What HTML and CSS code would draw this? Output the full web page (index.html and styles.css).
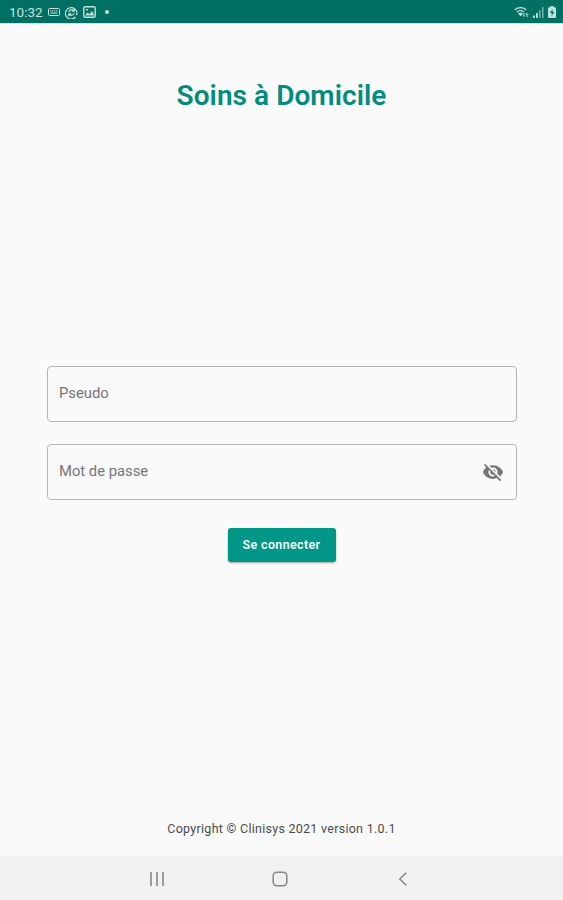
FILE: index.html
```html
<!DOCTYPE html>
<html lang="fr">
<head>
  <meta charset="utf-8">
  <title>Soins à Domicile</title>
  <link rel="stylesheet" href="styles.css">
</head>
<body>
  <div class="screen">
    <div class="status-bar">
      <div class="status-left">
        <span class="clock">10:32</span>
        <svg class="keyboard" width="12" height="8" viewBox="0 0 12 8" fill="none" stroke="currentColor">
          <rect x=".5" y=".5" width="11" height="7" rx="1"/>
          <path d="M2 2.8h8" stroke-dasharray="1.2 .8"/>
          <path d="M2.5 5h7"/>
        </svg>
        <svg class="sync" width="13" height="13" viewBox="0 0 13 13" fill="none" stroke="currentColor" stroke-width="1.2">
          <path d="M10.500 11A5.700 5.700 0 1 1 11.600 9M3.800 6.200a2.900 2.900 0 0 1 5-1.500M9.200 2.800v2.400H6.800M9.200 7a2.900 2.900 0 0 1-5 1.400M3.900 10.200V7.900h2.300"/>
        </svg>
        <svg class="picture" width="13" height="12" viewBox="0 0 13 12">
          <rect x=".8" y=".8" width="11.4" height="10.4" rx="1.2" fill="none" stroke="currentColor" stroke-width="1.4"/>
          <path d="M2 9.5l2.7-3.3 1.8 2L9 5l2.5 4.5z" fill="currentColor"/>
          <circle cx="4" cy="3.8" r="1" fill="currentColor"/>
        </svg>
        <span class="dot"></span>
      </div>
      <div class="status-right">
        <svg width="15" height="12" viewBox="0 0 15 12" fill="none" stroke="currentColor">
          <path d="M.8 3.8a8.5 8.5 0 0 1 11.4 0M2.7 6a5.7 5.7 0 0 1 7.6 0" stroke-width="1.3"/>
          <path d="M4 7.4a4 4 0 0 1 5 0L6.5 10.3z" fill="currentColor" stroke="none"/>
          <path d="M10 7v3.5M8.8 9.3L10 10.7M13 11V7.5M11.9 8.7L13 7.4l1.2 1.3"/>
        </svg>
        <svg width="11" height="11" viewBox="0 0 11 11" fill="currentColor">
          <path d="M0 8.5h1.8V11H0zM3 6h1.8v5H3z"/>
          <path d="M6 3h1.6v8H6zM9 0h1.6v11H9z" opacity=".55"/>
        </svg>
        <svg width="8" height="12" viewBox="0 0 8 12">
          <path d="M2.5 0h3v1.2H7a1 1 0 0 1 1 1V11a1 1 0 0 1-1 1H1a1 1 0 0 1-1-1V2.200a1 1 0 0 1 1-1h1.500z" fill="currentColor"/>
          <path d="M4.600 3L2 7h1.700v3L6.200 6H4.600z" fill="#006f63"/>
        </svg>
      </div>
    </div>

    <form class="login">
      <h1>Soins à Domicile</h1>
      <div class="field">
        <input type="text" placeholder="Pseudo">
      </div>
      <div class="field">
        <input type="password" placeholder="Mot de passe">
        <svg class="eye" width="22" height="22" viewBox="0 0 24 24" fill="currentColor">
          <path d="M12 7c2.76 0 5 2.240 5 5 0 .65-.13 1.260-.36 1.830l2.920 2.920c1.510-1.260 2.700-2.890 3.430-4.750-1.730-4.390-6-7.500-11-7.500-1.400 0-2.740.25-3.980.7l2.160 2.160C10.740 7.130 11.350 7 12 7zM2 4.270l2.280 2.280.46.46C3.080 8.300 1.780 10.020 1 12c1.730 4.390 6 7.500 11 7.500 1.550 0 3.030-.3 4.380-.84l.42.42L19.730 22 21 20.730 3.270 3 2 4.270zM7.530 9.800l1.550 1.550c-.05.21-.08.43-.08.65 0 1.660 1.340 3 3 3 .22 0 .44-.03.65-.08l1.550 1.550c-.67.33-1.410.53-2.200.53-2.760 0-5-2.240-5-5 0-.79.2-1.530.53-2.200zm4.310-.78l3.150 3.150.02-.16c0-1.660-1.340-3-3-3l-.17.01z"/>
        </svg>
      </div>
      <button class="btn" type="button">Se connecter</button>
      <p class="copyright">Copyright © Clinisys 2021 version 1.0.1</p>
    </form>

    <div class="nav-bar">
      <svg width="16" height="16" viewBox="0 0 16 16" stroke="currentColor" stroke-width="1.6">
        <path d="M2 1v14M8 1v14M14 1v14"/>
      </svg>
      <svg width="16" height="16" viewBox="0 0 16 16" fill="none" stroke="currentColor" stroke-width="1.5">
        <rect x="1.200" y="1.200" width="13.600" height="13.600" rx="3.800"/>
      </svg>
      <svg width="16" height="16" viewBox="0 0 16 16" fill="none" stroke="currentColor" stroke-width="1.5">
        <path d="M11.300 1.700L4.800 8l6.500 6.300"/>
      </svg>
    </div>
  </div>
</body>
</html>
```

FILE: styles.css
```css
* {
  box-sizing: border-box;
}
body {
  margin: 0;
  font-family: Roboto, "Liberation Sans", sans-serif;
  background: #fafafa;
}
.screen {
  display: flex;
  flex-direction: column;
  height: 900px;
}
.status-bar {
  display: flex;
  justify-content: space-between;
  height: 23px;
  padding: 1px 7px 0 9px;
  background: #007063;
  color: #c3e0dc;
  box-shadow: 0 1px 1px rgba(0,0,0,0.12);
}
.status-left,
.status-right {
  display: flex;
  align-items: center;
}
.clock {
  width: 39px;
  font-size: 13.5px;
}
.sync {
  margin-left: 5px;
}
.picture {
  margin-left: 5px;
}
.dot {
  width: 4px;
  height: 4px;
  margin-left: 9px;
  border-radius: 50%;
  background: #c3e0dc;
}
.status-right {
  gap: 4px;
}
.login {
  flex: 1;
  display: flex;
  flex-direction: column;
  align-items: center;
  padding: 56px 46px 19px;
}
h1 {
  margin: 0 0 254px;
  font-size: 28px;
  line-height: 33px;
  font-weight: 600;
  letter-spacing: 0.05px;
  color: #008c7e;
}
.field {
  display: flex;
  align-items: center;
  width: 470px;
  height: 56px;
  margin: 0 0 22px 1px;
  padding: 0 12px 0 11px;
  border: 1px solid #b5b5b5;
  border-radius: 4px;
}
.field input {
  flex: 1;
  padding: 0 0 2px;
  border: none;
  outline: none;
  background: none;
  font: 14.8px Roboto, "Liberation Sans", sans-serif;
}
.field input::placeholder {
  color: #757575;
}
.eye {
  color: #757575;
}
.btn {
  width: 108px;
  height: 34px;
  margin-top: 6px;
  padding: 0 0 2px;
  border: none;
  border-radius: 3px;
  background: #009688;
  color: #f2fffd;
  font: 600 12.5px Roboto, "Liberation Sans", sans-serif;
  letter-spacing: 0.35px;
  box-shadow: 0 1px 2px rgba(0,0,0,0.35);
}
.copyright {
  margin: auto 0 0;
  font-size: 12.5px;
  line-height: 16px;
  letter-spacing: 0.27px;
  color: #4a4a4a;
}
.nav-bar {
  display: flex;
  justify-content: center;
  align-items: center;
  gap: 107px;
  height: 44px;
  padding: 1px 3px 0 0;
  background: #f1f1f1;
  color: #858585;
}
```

══════════

The listing above needs to be output again exactly. Don't include the pictures.

What HTML and CSS code would draw this? Output the full web page (index.html and styles.css).
FILE: index.html
```html
<!DOCTYPE html>
<html lang="fr">
<head>
  <meta charset="utf-8">
  <title>Soins à Domicile</title>
  <link rel="stylesheet" href="styles.css">
</head>
<body>
  <div class="screen">
    <div class="status-bar">
      <div class="status-left">
        <span class="clock">10:32</span>
        <svg class="keyboard" width="12" height="8" viewBox="0 0 12 8" fill="none" stroke="currentColor">
          <rect x=".5" y=".5" width="11" height="7" rx="1"/>
          <path d="M2 2.8h8" stroke-dasharray="1.2 .8"/>
          <path d="M2.5 5h7"/>
        </svg>
        <svg class="sync" width="13" height="13" viewBox="0 0 13 13" fill="none" stroke="currentColor" stroke-width="1.2">
          <path d="M10.500 11A5.700 5.700 0 1 1 11.600 9M3.800 6.200a2.900 2.900 0 0 1 5-1.500M9.200 2.800v2.400H6.800M9.200 7a2.900 2.900 0 0 1-5 1.400M3.900 10.200V7.900h2.300"/>
        </svg>
        <svg class="picture" width="13" height="12" viewBox="0 0 13 12">
          <rect x=".8" y=".8" width="11.4" height="10.4" rx="1.2" fill="none" stroke="currentColor" stroke-width="1.4"/>
          <path d="M2 9.5l2.7-3.3 1.8 2L9 5l2.5 4.5z" fill="currentColor"/>
          <circle cx="4" cy="3.8" r="1" fill="currentColor"/>
        </svg>
        <span class="dot"></span>
      </div>
      <div class="status-right">
        <svg width="15" height="12" viewBox="0 0 15 12" fill="none" stroke="currentColor">
          <path d="M.8 3.8a8.5 8.5 0 0 1 11.4 0M2.7 6a5.7 5.7 0 0 1 7.6 0" stroke-width="1.3"/>
          <path d="M4 7.4a4 4 0 0 1 5 0L6.5 10.3z" fill="currentColor" stroke="none"/>
          <path d="M10 7v3.5M8.8 9.3L10 10.7M13 11V7.5M11.9 8.7L13 7.4l1.2 1.3"/>
        </svg>
        <svg width="11" height="11" viewBox="0 0 11 11" fill="currentColor">
          <path d="M0 8.5h1.8V11H0zM3 6h1.8v5H3z"/>
          <path d="M6 3h1.6v8H6zM9 0h1.6v11H9z" opacity=".55"/>
        </svg>
        <svg width="8" height="12" viewBox="0 0 8 12">
          <path d="M2.5 0h3v1.2H7a1 1 0 0 1 1 1V11a1 1 0 0 1-1 1H1a1 1 0 0 1-1-1V2.200a1 1 0 0 1 1-1h1.500z" fill="currentColor"/>
          <path d="M4.600 3L2 7h1.700v3L6.200 6H4.600z" fill="#006f63"/>
        </svg>
      </div>
    </div>

    <form class="login">
      <h1>Soins à Domicile</h1>
      <div class="field">
        <input type="text" placeholder="Pseudo">
      </div>
      <div class="field">
        <input type="password" placeholder="Mot de passe">
        <svg class="eye" width="22" height="22" viewBox="0 0 24 24" fill="currentColor">
          <path d="M12 7c2.76 0 5 2.240 5 5 0 .65-.13 1.260-.36 1.830l2.920 2.920c1.510-1.260 2.700-2.890 3.430-4.750-1.730-4.390-6-7.500-11-7.500-1.400 0-2.740.25-3.980.7l2.160 2.160C10.740 7.130 11.350 7 12 7zM2 4.270l2.280 2.280.46.46C3.080 8.300 1.780 10.020 1 12c1.730 4.390 6 7.500 11 7.500 1.550 0 3.030-.3 4.380-.84l.42.42L19.730 22 21 20.730 3.270 3 2 4.270zM7.530 9.800l1.550 1.550c-.05.21-.08.43-.08.65 0 1.660 1.340 3 3 3 .22 0 .44-.03.65-.08l1.550 1.550c-.67.33-1.410.53-2.200.53-2.760 0-5-2.240-5-5 0-.79.2-1.530.53-2.200zm4.310-.78l3.150 3.150.02-.16c0-1.660-1.340-3-3-3l-.17.01z"/>
        </svg>
      </div>
      <button class="btn" type="button">Se connecter</button>
      <p class="copyright">Copyright © Clinisys 2021 version 1.0.1</p>
    </form>

    <div class="nav-bar">
      <svg width="16" height="16" viewBox="0 0 16 16" stroke="currentColor" stroke-width="1.6">
        <path d="M2 1v14M8 1v14M14 1v14"/>
      </svg>
      <svg width="16" height="16" viewBox="0 0 16 16" fill="none" stroke="currentColor" stroke-width="1.5">
        <rect x="1.200" y="1.200" width="13.600" height="13.600" rx="3.800"/>
      </svg>
      <svg width="16" height="16" viewBox="0 0 16 16" fill="none" stroke="currentColor" stroke-width="1.5">
        <path d="M11.300 1.700L4.800 8l6.500 6.300"/>
      </svg>
    </div>
  </div>
</body>
</html>
```

FILE: styles.css
```css
* {
  box-sizing: border-box;
}
body {
  margin: 0;
  font-family: Roboto, "Liberation Sans", sans-serif;
  background: #fafafa;
}
.screen {
  display: flex;
  flex-direction: column;
  height: 900px;
}
.status-bar {
  display: flex;
  justify-content: space-between;
  height: 23px;
  padding: 1px 7px 0 9px;
  background: #007063;
  color: #c3e0dc;
  box-shadow: 0 1px 1px rgba(0,0,0,0.12);
}
.status-left,
.status-right {
  display: flex;
  align-items: center;
}
.clock {
  width: 39px;
  font-size: 13.5px;
}
.sync {
  margin-left: 5px;
}
.picture {
  margin-left: 5px;
}
.dot {
  width: 4px;
  height: 4px;
  margin-left: 9px;
  border-radius: 50%;
  background: #c3e0dc;
}
.status-right {
  gap: 4px;
}
.login {
  flex: 1;
  display: flex;
  flex-direction: column;
  align-items: center;
  padding: 56px 46px 19px;
}
h1 {
  margin: 0 0 254px;
  font-size: 28px;
  line-height: 33px;
  font-weight: 600;
  letter-spacing: 0.05px;
  color: #008c7e;
}
.field {
  display: flex;
  align-items: center;
  width: 470px;
  height: 56px;
  margin: 0 0 22px 1px;
  padding: 0 12px 0 11px;
  border: 1px solid #b5b5b5;
  border-radius: 4px;
}
.field input {
  flex: 1;
  padding: 0 0 2px;
  border: none;
  outline: none;
  background: none;
  font: 14.8px Roboto, "Liberation Sans", sans-serif;
}
.field input::placeholder {
  color: #757575;
}
.eye {
  color: #757575;
}
.btn {
  width: 108px;
  height: 34px;
  margin-top: 6px;
  padding: 0 0 2px;
  border: none;
  border-radius: 3px;
  background: #009688;
  color: #f2fffd;
  font: 600 12.5px Roboto, "Liberation Sans", sans-serif;
  letter-spacing: 0.35px;
  box-shadow: 0 1px 2px rgba(0,0,0,0.35);
}
.copyright {
  margin: auto 0 0;
  font-size: 12.5px;
  line-height: 16px;
  letter-spacing: 0.27px;
  color: #4a4a4a;
}
.nav-bar {
  display: flex;
  justify-content: center;
  align-items: center;
  gap: 107px;
  height: 44px;
  padding: 1px 3px 0 0;
  background: #f1f1f1;
  color: #858585;
}
```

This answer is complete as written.